__DIRECTIONS__.
Restate the data exactly as given and keep the pictures out.
─── DATA EXTRACT
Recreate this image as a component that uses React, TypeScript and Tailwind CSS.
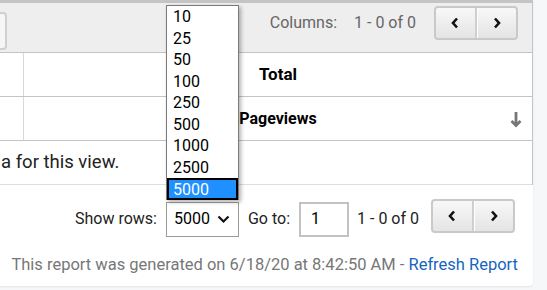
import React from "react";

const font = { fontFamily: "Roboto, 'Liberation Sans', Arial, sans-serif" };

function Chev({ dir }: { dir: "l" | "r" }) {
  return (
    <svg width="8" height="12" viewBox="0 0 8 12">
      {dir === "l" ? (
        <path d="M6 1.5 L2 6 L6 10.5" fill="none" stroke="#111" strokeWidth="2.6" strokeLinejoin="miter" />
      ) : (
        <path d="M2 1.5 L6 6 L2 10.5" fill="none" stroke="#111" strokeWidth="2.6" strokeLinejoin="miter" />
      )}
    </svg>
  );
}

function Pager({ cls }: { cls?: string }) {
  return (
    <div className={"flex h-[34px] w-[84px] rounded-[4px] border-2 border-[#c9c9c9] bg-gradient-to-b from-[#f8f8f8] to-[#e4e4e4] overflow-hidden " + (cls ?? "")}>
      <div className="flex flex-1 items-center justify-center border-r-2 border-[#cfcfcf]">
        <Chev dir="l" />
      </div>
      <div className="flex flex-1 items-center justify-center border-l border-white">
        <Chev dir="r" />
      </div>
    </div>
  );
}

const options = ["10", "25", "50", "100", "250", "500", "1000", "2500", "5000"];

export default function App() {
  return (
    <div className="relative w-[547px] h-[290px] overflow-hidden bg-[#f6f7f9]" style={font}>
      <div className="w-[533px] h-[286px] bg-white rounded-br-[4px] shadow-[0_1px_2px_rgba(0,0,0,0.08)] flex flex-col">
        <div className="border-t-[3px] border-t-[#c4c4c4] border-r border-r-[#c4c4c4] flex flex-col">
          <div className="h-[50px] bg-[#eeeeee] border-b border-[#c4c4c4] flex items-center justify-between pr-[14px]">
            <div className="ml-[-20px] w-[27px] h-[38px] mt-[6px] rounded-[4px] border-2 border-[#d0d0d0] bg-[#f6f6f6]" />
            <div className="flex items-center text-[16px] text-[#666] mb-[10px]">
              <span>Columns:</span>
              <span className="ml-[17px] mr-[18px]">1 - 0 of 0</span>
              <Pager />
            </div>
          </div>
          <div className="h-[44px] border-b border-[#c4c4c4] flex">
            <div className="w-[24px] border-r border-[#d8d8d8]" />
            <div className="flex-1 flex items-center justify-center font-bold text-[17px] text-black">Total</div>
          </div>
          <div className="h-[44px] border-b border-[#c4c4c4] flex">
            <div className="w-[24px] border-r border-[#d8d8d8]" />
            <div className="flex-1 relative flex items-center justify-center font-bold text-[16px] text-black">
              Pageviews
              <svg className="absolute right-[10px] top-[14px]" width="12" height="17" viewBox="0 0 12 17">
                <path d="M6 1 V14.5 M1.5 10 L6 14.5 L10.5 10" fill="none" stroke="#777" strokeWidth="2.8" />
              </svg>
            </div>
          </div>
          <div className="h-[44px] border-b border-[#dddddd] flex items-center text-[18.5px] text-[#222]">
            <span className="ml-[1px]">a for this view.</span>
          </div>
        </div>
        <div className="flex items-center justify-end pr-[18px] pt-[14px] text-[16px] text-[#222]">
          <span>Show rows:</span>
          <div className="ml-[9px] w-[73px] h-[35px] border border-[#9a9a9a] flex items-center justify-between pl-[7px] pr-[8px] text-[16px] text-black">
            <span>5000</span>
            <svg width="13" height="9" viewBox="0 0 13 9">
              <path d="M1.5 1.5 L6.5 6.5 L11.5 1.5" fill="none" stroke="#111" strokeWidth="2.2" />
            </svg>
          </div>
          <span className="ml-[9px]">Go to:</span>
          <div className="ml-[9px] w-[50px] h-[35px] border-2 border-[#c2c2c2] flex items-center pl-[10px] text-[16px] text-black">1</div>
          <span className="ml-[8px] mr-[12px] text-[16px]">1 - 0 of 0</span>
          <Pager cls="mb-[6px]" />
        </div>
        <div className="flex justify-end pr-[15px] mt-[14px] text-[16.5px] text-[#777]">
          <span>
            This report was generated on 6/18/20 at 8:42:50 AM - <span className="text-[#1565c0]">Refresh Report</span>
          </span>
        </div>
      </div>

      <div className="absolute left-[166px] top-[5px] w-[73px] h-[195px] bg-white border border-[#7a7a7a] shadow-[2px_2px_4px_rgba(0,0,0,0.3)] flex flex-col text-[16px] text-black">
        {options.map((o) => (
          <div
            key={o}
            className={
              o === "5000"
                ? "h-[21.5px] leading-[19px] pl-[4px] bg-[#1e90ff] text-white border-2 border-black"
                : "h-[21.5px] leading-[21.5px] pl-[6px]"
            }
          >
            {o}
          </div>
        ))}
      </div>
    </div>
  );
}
──────
__THE ANSWER__.
Recreate this image as a component that uses React, TypeScript and Tailwind CSS.
import React from "react";

const font = { fontFamily: "Roboto, 'Liberation Sans', Arial, sans-serif" };

function Chev({ dir }: { dir: "l" | "r" }) {
  return (
    <svg width="8" height="12" viewBox="0 0 8 12">
      {dir === "l" ? (
        <path d="M6 1.5 L2 6 L6 10.5" fill="none" stroke="#111" strokeWidth="2.6" strokeLinejoin="miter" />
      ) : (
        <path d="M2 1.5 L6 6 L2 10.5" fill="none" stroke="#111" strokeWidth="2.6" strokeLinejoin="miter" />
      )}
    </svg>
  );
}

function Pager({ cls }: { cls?: string }) {
  return (
    <div className={"flex h-[34px] w-[84px] rounded-[4px] border-2 border-[#c9c9c9] bg-gradient-to-b from-[#f8f8f8] to-[#e4e4e4] overflow-hidden " + (cls ?? "")}>
      <div className="flex flex-1 items-center justify-center border-r-2 border-[#cfcfcf]">
        <Chev dir="l" />
      </div>
      <div className="flex flex-1 items-center justify-center border-l border-white">
        <Chev dir="r" />
      </div>
    </div>
  );
}

const options = ["10", "25", "50", "100", "250", "500", "1000", "2500", "5000"];

export default function App() {
  return (
    <div className="relative w-[547px] h-[290px] overflow-hidden bg-[#f6f7f9]" style={font}>
      <div className="w-[533px] h-[286px] bg-white rounded-br-[4px] shadow-[0_1px_2px_rgba(0,0,0,0.08)] flex flex-col">
        <div className="border-t-[3px] border-t-[#c4c4c4] border-r border-r-[#c4c4c4] flex flex-col">
          <div className="h-[50px] bg-[#eeeeee] border-b border-[#c4c4c4] flex items-center justify-between pr-[14px]">
            <div className="ml-[-20px] w-[27px] h-[38px] mt-[6px] rounded-[4px] border-2 border-[#d0d0d0] bg-[#f6f6f6]" />
            <div className="flex items-center text-[16px] text-[#666] mb-[10px]">
              <span>Columns:</span>
              <span className="ml-[17px] mr-[18px]">1 - 0 of 0</span>
              <Pager />
            </div>
          </div>
          <div className="h-[44px] border-b border-[#c4c4c4] flex">
            <div className="w-[24px] border-r border-[#d8d8d8]" />
            <div className="flex-1 flex items-center justify-center font-bold text-[17px] text-black">Total</div>
          </div>
          <div className="h-[44px] border-b border-[#c4c4c4] flex">
            <div className="w-[24px] border-r border-[#d8d8d8]" />
            <div className="flex-1 relative flex items-center justify-center font-bold text-[16px] text-black">
              Pageviews
              <svg className="absolute right-[10px] top-[14px]" width="12" height="17" viewBox="0 0 12 17">
                <path d="M6 1 V14.5 M1.5 10 L6 14.5 L10.5 10" fill="none" stroke="#777" strokeWidth="2.8" />
              </svg>
            </div>
          </div>
          <div className="h-[44px] border-b border-[#dddddd] flex items-center text-[18.5px] text-[#222]">
            <span className="ml-[1px]">a for this view.</span>
          </div>
        </div>
        <div className="flex items-center justify-end pr-[18px] pt-[14px] text-[16px] text-[#222]">
          <span>Show rows:</span>
          <div className="ml-[9px] w-[73px] h-[35px] border border-[#9a9a9a] flex items-center justify-between pl-[7px] pr-[8px] text-[16px] text-black">
            <span>5000</span>
            <svg width="13" height="9" viewBox="0 0 13 9">
              <path d="M1.5 1.5 L6.5 6.5 L11.5 1.5" fill="none" stroke="#111" strokeWidth="2.2" />
            </svg>
          </div>
          <span className="ml-[9px]">Go to:</span>
          <div className="ml-[9px] w-[50px] h-[35px] border-2 border-[#c2c2c2] flex items-center pl-[10px] text-[16px] text-black">1</div>
          <span className="ml-[8px] mr-[12px] text-[16px]">1 - 0 of 0</span>
          <Pager cls="mb-[6px]" />
        </div>
        <div className="flex justify-end pr-[15px] mt-[14px] text-[16.5px] text-[#777]">
          <span>
            This report was generated on 6/18/20 at 8:42:50 AM - <span className="text-[#1565c0]">Refresh Report</span>
          </span>
        </div>
      </div>

      <div className="absolute left-[166px] top-[5px] w-[73px] h-[195px] bg-white border border-[#7a7a7a] shadow-[2px_2px_4px_rgba(0,0,0,0.3)] flex flex-col text-[16px] text-black">
        {options.map((o) => (
          <div
            key={o}
            className={
              o === "5000"
                ? "h-[21.5px] leading-[19px] pl-[4px] bg-[#1e90ff] text-white border-2 border-black"
                : "h-[21.5px] leading-[21.5px] pl-[6px]"
            }
          >
            {o}
          </div>
        ))}
      </div>
    </div>
  );
}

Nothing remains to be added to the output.